--- START ---

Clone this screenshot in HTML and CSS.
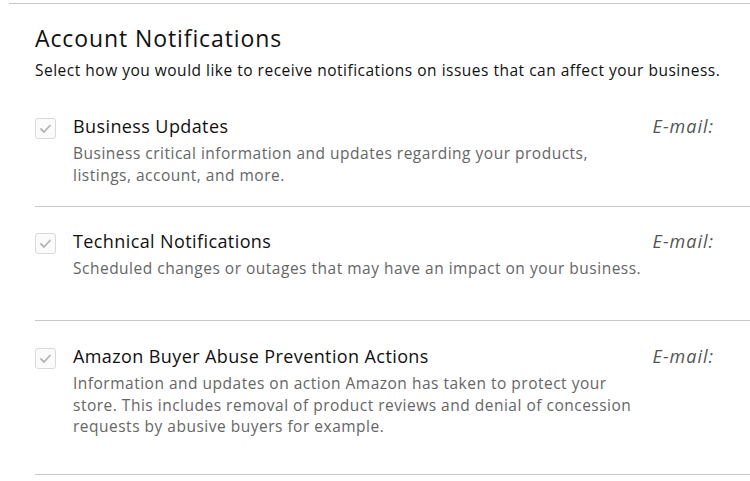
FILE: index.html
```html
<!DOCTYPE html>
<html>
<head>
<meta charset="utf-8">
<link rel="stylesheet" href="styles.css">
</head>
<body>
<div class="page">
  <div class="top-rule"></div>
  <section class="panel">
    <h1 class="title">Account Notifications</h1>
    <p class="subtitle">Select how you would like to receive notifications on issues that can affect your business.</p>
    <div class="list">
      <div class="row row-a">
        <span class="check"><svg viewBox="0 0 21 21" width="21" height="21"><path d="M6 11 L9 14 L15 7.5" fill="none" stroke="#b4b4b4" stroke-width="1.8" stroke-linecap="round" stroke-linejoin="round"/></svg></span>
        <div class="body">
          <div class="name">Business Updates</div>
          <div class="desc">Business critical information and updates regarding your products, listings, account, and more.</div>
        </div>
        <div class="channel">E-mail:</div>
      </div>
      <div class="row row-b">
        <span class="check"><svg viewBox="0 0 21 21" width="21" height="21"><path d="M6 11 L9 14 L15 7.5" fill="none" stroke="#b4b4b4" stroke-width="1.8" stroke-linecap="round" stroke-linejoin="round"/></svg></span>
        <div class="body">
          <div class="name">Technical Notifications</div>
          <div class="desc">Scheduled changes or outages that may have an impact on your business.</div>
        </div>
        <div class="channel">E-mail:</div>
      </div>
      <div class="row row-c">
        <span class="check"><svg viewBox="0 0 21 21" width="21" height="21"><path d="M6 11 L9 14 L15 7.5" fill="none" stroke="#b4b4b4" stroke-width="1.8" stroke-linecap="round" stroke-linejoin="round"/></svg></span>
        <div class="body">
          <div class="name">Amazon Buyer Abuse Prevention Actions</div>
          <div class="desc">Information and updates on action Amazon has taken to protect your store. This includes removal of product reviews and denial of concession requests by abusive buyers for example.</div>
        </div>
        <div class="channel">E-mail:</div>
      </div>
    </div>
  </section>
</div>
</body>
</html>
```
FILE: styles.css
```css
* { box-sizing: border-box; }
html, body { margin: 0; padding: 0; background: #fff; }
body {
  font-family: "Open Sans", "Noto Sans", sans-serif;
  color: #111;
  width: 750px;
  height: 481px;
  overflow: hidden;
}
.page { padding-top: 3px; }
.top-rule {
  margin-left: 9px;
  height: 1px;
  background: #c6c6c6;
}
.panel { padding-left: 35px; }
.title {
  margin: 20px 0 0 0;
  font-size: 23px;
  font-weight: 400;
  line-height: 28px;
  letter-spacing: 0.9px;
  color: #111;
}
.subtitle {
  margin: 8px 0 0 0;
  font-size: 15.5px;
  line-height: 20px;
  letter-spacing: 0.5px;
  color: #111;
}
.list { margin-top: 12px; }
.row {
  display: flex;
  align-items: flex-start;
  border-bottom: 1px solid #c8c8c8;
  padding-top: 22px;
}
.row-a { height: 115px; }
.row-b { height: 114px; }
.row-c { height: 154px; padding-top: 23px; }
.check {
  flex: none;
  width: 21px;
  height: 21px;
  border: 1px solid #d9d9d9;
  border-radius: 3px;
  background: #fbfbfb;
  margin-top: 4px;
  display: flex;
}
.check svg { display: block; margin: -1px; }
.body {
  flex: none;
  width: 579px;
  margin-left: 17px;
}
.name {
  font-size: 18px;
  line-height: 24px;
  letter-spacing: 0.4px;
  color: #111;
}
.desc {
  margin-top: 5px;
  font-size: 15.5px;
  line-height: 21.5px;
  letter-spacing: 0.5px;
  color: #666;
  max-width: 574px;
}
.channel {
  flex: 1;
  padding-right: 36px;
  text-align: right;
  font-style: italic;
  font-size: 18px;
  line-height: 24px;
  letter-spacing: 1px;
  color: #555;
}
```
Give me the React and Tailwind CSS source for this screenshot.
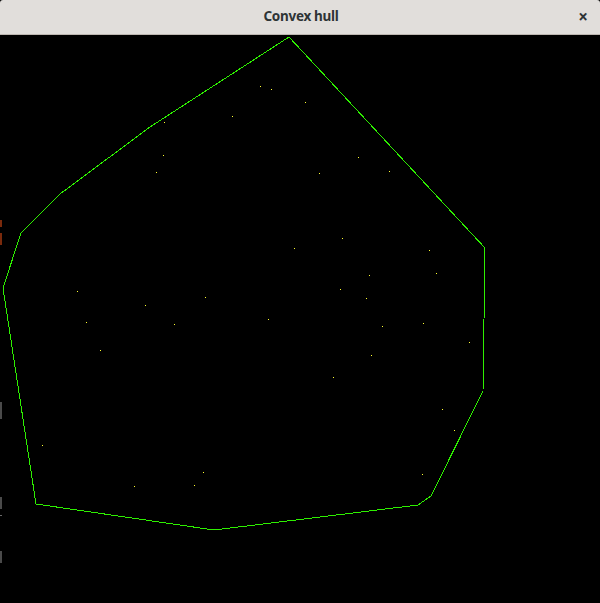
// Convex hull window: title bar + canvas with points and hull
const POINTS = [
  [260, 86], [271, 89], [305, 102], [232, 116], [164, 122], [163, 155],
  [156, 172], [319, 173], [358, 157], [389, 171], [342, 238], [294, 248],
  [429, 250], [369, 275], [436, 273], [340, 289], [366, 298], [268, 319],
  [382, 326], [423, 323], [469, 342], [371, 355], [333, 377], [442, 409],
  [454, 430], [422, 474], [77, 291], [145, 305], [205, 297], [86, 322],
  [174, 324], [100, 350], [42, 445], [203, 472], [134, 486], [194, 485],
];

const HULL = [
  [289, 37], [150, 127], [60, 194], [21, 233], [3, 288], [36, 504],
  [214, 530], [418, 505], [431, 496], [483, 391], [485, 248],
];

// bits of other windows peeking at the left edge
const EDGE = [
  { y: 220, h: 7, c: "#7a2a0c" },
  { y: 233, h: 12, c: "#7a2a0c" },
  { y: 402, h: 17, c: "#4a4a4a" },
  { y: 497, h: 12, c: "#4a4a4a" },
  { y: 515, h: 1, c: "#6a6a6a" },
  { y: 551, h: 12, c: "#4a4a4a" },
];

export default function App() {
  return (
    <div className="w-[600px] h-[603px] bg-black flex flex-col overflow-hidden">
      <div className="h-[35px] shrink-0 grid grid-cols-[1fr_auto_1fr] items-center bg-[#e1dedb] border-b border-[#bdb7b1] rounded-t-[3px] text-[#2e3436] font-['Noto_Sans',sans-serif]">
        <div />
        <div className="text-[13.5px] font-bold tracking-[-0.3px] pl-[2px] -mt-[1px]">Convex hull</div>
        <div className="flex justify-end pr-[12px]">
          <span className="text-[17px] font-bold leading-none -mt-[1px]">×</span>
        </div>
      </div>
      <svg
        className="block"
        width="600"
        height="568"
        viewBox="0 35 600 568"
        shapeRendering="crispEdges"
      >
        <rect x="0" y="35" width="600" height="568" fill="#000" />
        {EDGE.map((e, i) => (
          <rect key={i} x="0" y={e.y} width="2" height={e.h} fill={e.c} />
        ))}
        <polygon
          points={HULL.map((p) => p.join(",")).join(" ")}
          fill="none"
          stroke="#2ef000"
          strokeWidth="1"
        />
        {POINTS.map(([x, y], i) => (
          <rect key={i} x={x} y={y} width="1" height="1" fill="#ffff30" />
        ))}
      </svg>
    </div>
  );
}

--- END ---

→ Instruction
Extract each line from the listing that holds the word "screenshot".

→ Solution below
Clone this screenshot in HTML and CSS.
Give me the React and Tailwind CSS source for this screenshot.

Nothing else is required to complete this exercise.